According to CB Insights post-mortem analysis of failed startups, poor product-market fit appears in roughly 40% of failure cases — one of the most cited reasons after running out of capital. A clear SAM number forces the founder to confront which segments truly fit the product and which are aspirational. Pitches that conflate TAM with addressable market consistently underperform in diligence, because partners discover the gap during reference calls and the round stalls without explanation.
The market slide presents the three numbers in a nested visual — TAM as the outer ring, SAM as the middle, and SOM as the core — alongside a short paragraph that explains how each figure was calculated. Founders should source TAM from a recognized analyst report such as Gartner, IDC, or McKinsey, and cite it directly under the figure. SAM should reflect only the segments the product currently serves with its existing go-to-market motion, and SOM should be defensible against a 12-to-24-month execution plan. The accompanying paragraph names the sources and the assumption behind each layer, so an investor reading the slide alone can reconstruct the logic. A common trap is to define SOM as a fixed percentage of SAM with no operational justification — the stronger approach is to derive SOM from the current sales pipeline, the average deal size, and a realistic conversion rate, then state those three inputs in plain text below the chart. The result converts a market claim into a measurable thesis the partnership can stress-test with their own bottom-up model rather than dismiss as a top-down estimate.
Traction and Unit Economics That Prove the Model
Traction slides answer the question every investor asks silently — does the market actually pay for this. A combined view of ARR, growth rate, customer count, net revenue retention, and median annual contract value tells the story in five numbers. Cohort retention and a monthly MRR trajectory then prove the numbers are not accidents but the output of a repeatable motion. This block is what earns the right to discuss valuation later in the meeting.
Bessemer Venture Partners' State of the Cloud research finds that cloud companies which sustain consistent month-over-month growth alongside healthy gross margins trade at materially higher revenue multiples than peers with erratic trajectories. Steady MRR growth is the second strongest signal of product-market fit at the early stage, because it shows the sales motion is repeatable rather than the result of a single anchor customer or a one-off pipeline push. A trajectory that holds 8% month-over-month for six consecutive months, paired with a gross margin above 80%, compresses months of diligence into a single chart and removes the most common objection partners raise during the second meeting.

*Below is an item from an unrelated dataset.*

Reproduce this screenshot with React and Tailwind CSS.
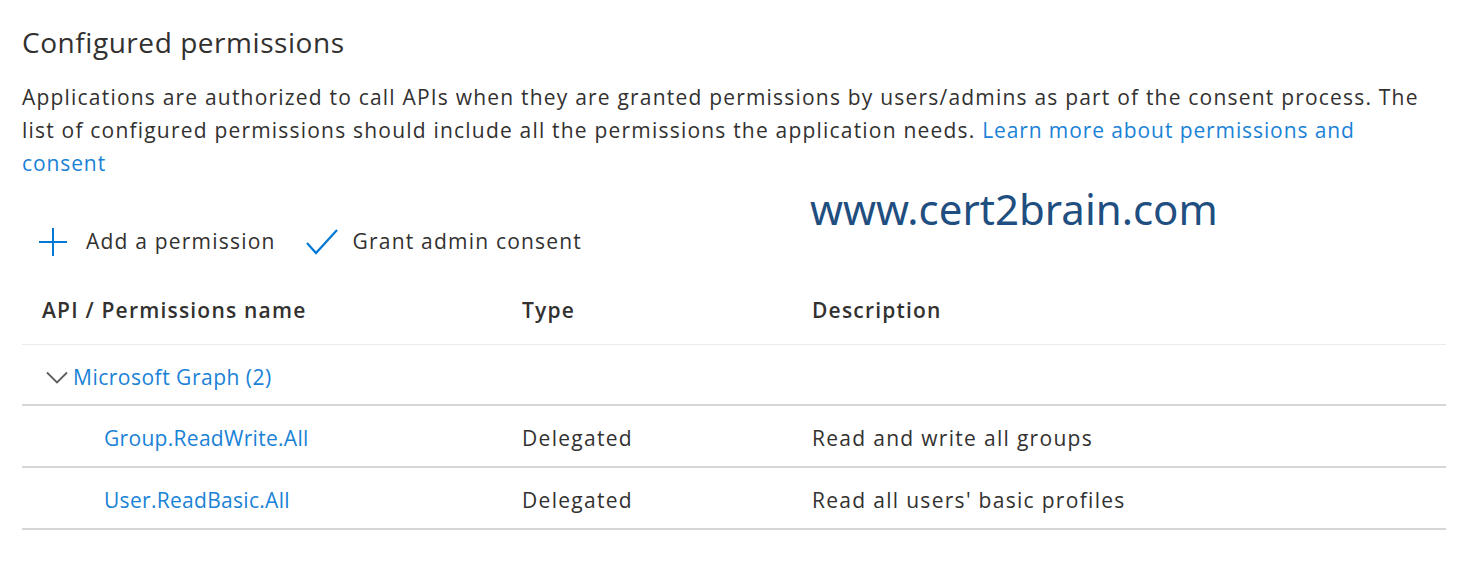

The unit economics view closes the traction block with a quarterly cohort retention chart that visually demonstrates expansion within the existing customer base — each later cohort should sit above the earlier one, signalling that customers buy more over time rather than churn out. Founders should edit the four cohort lines to match their own data, and the five lead numbers and six monthly bars on the prior two slides accordingly. Every number should also have a one-line definition ready in the appendix — what counts as a paying customer, when ARR is recognized, how net revenue retention is calculated — so that a partner who probes during diligence gets a consistent answer rather than a re-interpretation. The discipline is to show fewer numbers, more accurately, rather than crowd the slide with vanity metrics that collapse under questioning and damage trust at the worst possible moment in the round.
The Capital Ask and Use of Funds
A vague ask kills momentum at the end of an otherwise strong pitch, but a precise ask only works when it sits on top of an honest financial projection. Investors need to see ARR climb over the next three to four years alongside the cumulative cash burn required to get there, with the peak burn year clearly highlighted so they can size the maximum capital exposure at a glance. Without that projection, the funding number that follows looks arbitrary; with it, the projection and the ask read as two halves of the same plan and the partner can stress-test both in the same conversation.
Consider a Series A founder who walks into a meeting with $1.4M ARR, 8% month-over-month growth, and 142% net revenue retention. A vague ask of "around $10M" leaves the partner with no anchor for the discussion. A precise ask of $12M over 30 months to reach $15M ARR, with 45% allocated to Product and Engineering and 25% to Go-to-Market, gives the partner a clear thesis to defend. The same metrics produce two completely different fundraising outcomes depending on how the ask is framed.
The ask slide sits directly after the financials projection and converts the runway picture into a concrete decision. It names the dollar figure, the duration of runway it provides, and the ARR milestone it will reach, so investors leave the meeting with the four numbers they need to brief their partnership on Monday morning. Below that headline, the allocation breaks into four functional buckets — Product and Engineering, Go-to-Market and Sales, Customer Success and Support, and Operations and G&A — each with a percentage and an absolute dollar amount. Founders should ensure the percentages sum to 100, that the largest allocation matches the stated strategic priority elsewhere in the deck, and that the ARR milestone aligns with the financial plan on the prior slide. A consistent ask slide closes the loop on the entire narrative and gives the partnership the artifact it needs to act.
Fundraising rewards founders who treat the pitch as a structured argument rather than a collection of slides. The deck moves the investor from curiosity to conviction through five disciplined steps — a vision grounded in market timing, a problem and solution that map to each other one for one, a market sized with three honest numbers, traction backed by cohort behavior, and an ask tied to a specific ARR milestone. Each step earns the right to the next, and each one survives the scrutiny that follows the meeting. A pitch deck built to this standard becomes more than a fundraising document. It becomes the founding team's shared model of the business — the same model that guides hiring decisions, board updates, and quarterly reviews long after the round closes. Investor pitch discipline transforms capital raising from a sales exercise into a strategic operating practice that compounds across every future round.